Bung Tomo muda lebih banyak berkecimpung dalam bidang kewartawanan. Ia menjadi jurnalis lepas untuk beberapa media, seperti harian Soeara Oemoem, harian berbahasa Jawa Ekspres, mingguan Pembela Rakyat, dan majalah Poestaka Timoer. Ia juga bergabung dengan beberapa organisasi politik dan sosial yang disponsori oleh Jepang, seperti Gerakan Rakyat Baru dan Pemuda Republik Indonesia.

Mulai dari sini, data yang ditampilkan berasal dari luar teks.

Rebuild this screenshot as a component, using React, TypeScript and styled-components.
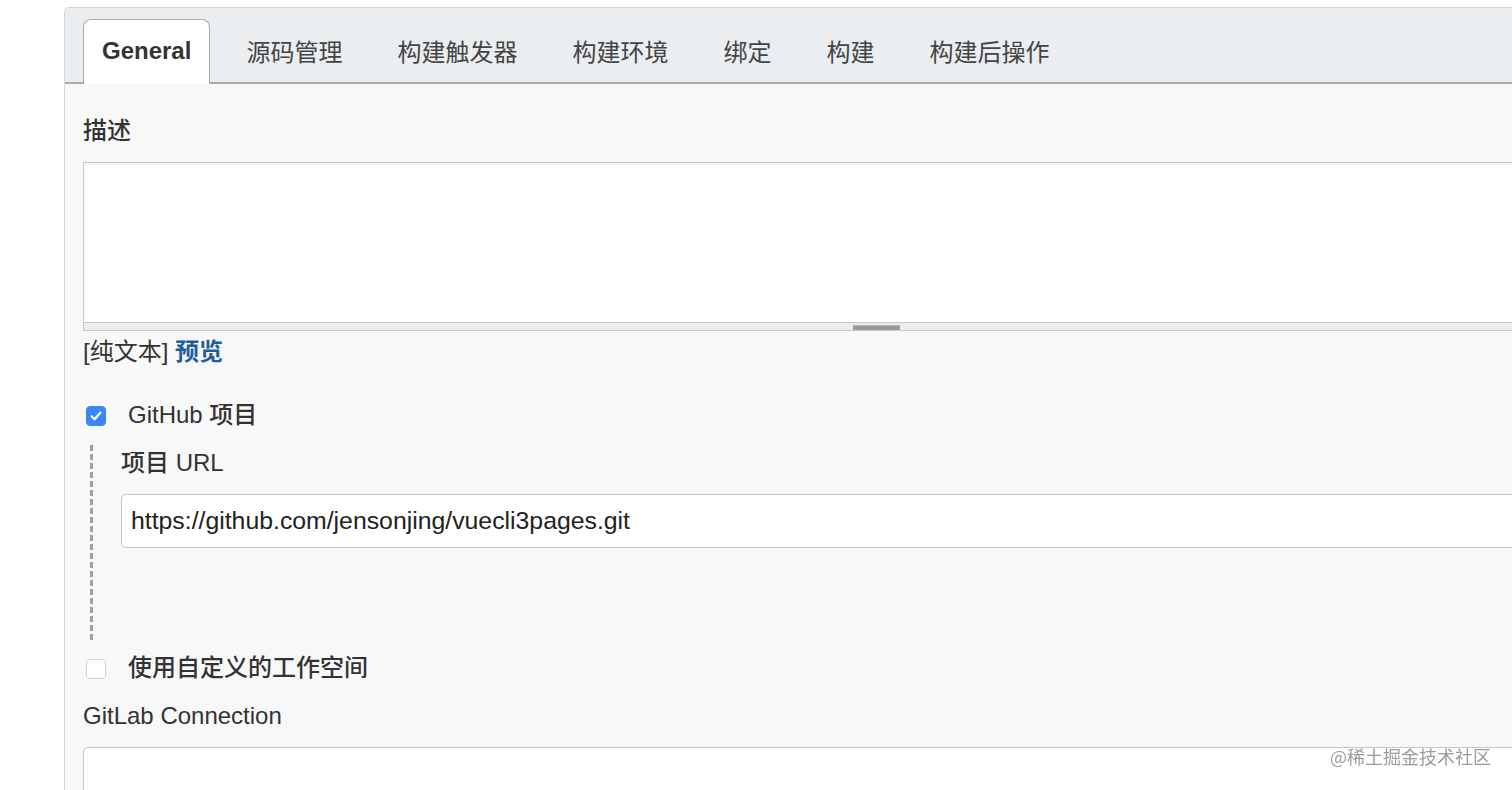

Bung Tomo menjadi terkenal karena peranannya dalam Pertempuran Surabaya pada 10 November 1945. Saat itu, rakyat Surabaya bersatu melawan pasukan Inggris dan Belanda yang ingin menguasai kembali Indonesia setelah Jepang menyerah. Bung Tomo, yang saat itu menjadi komandan Komando Barisan Pemberontakan Rakyat Indonesia, mengobarkan semangat para pejuang dengan pidato-pidatonya yang disiarkan melalui radio. Salah satu jargon yang paling terkenal dari pidato Bung Tomo adalah “Merdeka atau Mati”, yang menjadi simbol perlawanan rakyat Indonesia.
Pertempuran Surabaya berlangsung selama tiga minggu dan menelan banyak korban jiwa dari kedua belah pihak. Meski akhirnya rakyat Surabaya harus mundur dan kota Surabaya diduduki oleh pasukan Inggris dan Belanda, Pertempuran Surabaya tetap menjadi salah satu peristiwa penting dalam sejarah perjuangan kemerdekaan Indonesia. Pertempuran Surabaya juga menginspirasi bangsa-bangsa lain di Asia dan Afrika untuk menentang penjajahan.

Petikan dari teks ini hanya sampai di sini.